What they found is that while the gender earnings gap has decreased outside the healthcare industry, no real progress had been made in medicine. In the first time period (1987-1990), male physicians earned $33,840, or 20%, more than female physicians. In 1996-2000, the gap was $34,620, or 16.3%. And in 2006-2010, male physicians made $56,019, or 25.3%, more per year than their female counterparts.
As Dr. Molly Cooke of the University of California San Francisco wrote in an invited commentary to the JAMA report, “At $56,019 per year, the difference is consequential; multiplied over a 30- or 40-year professional lifetime, it is huge. Why does this continue to happen?”
Though the report does not provide an explanation, Cooke pointed to several factors that have been used to explain the discrepancy, including the likelihood that a woman will work fewer hours than a man, that a woman will take more time per patient than a male doctor will, and that women choose different and lower-paying specialties. However, the report indicates that recent studies suggest gender differences in earnings still exist even when adjustments are made for these factors.
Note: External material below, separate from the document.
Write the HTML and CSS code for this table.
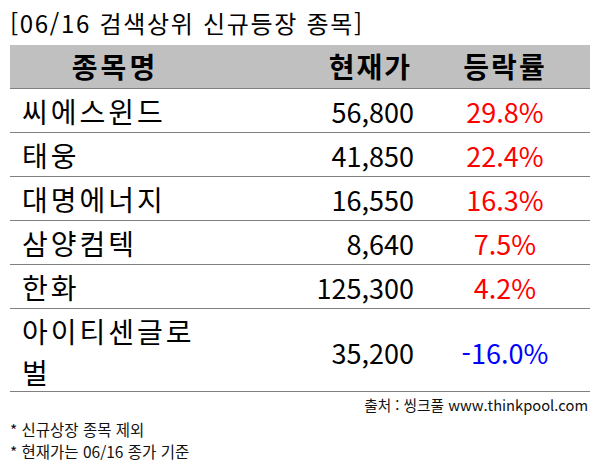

“While it is important to study gender differences in earnings after accounting for factors such as specialty choice and practice type, it is equally important to understand overall unadjusted gender differences in earnings,” research author Seth Seabury of the University of Southern California Los Angeles wrote. “This is because specialty and practice choices may be due to not only preferences of female physicians but also unequal opportunities.”